Computational Linguist

GenericLevenshtein

Yet another Implementation of Levenshtein Distance

GenericLevenshtein is an implementation of Minimum Edit Distance, also called Levenshtein Distance, written by Ramon Ziai and Niels Ott. This algorithm is very popular and it is often used to compute the similarity of strings. The difference in the presented implementation is that it can operate on sequences of any Java object implementing equals(Object). So no matter if you want to compare genome sequences or sequences of numbers, or just strings, here you go!

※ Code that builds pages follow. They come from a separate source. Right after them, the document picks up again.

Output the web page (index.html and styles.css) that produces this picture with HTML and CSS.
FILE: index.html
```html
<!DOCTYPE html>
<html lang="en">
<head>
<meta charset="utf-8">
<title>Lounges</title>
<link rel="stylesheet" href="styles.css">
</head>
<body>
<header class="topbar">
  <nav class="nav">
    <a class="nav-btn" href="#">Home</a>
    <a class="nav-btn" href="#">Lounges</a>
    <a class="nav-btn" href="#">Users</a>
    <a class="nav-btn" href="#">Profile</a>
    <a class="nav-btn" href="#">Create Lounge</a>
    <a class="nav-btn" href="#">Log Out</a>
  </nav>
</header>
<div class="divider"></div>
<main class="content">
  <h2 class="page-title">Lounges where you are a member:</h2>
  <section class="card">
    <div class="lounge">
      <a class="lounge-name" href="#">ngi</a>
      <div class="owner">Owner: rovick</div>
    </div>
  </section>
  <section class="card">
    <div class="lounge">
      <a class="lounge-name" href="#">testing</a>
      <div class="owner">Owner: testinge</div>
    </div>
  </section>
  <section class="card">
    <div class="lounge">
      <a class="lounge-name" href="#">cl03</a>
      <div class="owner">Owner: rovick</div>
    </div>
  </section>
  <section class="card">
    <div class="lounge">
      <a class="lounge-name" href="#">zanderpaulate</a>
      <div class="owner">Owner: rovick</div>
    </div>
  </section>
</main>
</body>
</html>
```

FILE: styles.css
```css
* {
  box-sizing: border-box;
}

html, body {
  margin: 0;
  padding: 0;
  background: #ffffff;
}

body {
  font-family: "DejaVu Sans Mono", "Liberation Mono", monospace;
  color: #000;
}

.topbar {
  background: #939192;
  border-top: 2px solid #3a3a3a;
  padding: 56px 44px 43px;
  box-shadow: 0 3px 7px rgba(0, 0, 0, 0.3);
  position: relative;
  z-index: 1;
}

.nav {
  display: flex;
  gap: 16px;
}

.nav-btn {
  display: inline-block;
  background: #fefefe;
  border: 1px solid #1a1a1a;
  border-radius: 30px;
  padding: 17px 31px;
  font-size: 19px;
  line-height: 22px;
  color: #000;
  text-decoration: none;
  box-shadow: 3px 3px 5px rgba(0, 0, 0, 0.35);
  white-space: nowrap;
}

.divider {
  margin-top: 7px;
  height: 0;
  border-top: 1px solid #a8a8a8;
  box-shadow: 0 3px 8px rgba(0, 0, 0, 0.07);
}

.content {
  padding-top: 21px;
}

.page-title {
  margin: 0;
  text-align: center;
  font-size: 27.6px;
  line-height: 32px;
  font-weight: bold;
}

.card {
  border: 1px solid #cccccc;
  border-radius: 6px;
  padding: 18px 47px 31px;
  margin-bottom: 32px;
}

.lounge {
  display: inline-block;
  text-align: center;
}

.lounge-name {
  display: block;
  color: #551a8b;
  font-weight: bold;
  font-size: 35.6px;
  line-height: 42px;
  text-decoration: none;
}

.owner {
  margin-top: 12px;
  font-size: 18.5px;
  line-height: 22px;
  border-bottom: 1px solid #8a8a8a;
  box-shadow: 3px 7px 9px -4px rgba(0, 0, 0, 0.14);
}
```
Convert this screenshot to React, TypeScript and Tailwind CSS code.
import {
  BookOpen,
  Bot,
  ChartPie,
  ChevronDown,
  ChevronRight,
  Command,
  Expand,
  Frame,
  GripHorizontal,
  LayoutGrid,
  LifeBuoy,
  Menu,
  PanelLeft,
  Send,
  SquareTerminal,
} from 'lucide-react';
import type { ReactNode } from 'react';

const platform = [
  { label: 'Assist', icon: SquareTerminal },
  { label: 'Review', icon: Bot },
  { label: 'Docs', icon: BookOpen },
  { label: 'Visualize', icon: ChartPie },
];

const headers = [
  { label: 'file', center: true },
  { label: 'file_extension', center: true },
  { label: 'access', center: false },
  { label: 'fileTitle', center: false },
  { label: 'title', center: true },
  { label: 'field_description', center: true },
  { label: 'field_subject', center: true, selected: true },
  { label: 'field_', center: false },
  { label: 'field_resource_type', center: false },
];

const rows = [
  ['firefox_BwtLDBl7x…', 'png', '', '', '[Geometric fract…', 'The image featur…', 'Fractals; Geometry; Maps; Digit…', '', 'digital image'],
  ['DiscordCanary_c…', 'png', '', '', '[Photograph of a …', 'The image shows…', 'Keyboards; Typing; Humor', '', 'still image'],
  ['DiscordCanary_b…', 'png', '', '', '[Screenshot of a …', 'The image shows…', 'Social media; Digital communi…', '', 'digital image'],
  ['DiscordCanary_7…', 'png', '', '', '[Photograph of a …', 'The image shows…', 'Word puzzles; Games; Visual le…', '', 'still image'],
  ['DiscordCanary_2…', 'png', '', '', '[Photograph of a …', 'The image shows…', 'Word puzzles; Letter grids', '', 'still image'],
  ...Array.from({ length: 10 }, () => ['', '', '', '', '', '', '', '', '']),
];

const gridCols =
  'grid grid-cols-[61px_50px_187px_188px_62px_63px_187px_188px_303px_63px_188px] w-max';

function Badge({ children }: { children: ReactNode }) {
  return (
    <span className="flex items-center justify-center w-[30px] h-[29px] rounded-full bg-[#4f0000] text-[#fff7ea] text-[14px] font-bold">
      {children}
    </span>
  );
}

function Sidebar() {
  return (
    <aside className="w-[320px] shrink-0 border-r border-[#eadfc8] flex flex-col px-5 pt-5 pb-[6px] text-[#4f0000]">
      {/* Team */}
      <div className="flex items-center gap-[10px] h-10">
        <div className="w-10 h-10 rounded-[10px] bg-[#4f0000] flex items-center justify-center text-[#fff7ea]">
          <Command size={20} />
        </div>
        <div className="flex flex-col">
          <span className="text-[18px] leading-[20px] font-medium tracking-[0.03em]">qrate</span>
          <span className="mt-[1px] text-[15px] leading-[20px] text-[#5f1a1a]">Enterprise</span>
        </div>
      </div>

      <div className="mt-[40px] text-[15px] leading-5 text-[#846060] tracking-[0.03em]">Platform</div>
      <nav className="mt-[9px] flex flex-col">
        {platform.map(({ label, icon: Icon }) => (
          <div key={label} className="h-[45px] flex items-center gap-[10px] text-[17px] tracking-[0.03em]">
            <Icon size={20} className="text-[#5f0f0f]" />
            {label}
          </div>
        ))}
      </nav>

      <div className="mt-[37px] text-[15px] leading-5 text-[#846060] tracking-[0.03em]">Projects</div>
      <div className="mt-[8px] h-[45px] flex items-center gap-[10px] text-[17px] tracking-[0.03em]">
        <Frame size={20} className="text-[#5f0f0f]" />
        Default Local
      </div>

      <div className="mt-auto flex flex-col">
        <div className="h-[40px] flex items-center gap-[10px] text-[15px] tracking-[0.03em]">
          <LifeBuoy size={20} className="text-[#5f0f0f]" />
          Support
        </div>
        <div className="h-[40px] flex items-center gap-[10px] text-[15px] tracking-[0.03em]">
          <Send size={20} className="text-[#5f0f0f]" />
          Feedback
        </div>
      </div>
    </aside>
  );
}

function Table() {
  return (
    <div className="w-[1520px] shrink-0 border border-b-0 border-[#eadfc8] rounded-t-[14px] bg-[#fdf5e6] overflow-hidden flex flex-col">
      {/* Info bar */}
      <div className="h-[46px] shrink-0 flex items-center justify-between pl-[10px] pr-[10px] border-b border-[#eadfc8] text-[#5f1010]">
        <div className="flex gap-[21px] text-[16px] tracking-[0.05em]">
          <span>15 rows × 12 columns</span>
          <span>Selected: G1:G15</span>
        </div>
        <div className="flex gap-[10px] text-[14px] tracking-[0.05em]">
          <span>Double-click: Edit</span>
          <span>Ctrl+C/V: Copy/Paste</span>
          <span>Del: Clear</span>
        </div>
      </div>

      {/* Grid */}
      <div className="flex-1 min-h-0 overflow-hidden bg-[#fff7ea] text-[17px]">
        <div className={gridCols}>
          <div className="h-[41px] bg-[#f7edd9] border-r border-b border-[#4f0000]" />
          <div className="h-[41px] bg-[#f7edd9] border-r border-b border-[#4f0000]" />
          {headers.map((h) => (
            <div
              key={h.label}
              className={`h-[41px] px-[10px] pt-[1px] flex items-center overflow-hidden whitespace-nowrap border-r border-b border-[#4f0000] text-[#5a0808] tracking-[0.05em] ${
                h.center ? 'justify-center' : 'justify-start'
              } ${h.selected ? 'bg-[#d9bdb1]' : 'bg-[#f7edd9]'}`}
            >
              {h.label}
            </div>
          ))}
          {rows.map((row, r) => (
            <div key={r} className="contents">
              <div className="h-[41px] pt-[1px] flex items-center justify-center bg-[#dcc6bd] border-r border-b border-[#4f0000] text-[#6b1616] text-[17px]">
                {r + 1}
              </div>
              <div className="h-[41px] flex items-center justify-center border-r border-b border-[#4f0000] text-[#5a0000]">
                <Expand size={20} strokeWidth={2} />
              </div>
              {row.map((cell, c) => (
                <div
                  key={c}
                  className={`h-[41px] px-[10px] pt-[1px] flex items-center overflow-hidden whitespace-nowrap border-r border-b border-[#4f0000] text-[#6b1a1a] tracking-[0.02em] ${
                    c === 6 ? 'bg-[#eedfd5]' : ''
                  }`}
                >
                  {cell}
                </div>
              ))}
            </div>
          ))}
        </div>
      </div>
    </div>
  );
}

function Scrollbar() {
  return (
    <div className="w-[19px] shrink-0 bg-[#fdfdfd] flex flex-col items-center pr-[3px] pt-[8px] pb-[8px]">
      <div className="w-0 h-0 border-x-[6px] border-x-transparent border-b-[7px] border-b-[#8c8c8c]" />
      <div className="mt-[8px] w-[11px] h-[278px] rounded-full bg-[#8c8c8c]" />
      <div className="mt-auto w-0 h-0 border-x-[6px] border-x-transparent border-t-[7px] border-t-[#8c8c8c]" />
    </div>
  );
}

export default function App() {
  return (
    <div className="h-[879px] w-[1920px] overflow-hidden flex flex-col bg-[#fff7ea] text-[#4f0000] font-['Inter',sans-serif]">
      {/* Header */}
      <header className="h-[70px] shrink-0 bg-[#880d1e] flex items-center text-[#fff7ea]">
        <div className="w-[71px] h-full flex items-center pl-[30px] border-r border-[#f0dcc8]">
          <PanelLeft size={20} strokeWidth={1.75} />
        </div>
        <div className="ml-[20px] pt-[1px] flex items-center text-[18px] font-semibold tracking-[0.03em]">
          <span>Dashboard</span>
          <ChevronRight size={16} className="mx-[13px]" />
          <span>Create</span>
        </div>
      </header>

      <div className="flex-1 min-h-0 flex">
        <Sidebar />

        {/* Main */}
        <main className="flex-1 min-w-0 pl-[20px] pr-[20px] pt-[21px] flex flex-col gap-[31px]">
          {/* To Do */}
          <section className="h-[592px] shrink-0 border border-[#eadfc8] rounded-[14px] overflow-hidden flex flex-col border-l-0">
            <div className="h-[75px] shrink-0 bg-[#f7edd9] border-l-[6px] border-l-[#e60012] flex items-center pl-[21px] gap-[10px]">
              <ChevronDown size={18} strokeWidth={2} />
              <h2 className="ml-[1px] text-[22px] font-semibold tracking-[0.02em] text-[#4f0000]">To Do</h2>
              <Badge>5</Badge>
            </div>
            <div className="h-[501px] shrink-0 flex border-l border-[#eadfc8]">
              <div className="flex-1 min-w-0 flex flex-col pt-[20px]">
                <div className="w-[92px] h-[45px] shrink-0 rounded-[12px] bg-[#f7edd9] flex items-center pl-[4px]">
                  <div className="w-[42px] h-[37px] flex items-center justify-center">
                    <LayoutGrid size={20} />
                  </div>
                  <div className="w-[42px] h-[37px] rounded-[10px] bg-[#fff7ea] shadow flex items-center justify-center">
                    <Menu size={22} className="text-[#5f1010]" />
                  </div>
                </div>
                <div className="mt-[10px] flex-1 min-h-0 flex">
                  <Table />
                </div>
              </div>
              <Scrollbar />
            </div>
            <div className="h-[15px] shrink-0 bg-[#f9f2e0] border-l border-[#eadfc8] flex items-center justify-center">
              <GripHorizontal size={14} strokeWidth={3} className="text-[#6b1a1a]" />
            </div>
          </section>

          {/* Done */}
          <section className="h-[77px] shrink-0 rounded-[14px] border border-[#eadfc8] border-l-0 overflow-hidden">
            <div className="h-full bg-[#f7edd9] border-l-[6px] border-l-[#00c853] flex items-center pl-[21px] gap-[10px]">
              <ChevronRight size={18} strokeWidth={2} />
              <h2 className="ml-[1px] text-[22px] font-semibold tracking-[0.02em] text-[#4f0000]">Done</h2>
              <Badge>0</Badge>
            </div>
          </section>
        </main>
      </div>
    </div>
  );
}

Furthermore, the costs of the replace, insert, and delete operations can be customized by implementing the simple WeightCalculator<T> interface. In that case it is not a requirement to rely on equals(Object) as your implementation can do whatever you like it to do in oder to compare objects.

Usage Examples

There is a simple convenience method for comparing strings:
System.out.println(SimpleLevenshtein.getStringDistance( "Quasselsack", "Niels"));

This demonstrates the use of the generic algorithm:
LevenshteinDistance<Character> levDistance = new LevenshteinDistance<Character>();
System.out.println(levDistance.getDistance( Conversion.convertToArray("Quasselsack"), Conversion.convertToArray("Niels")));

System Requirements

The GenericLevensthein library requires Java 1.5 or later.

Download

Please be aware that this package is released under the terms of the Apache License v.2.

Version History

  • CHANGELOG
  • Version 0.1.0: doc (Version 0.1.0 contains a mean bug and its usage is discouraged. It is not provided here any more.)
  • Version 0.2.0: doc (Version 0.2.0 contains a mean bug and its usage is discouraged. It is not provided here any more.)
Posted by Niels Ott • 2010-08-24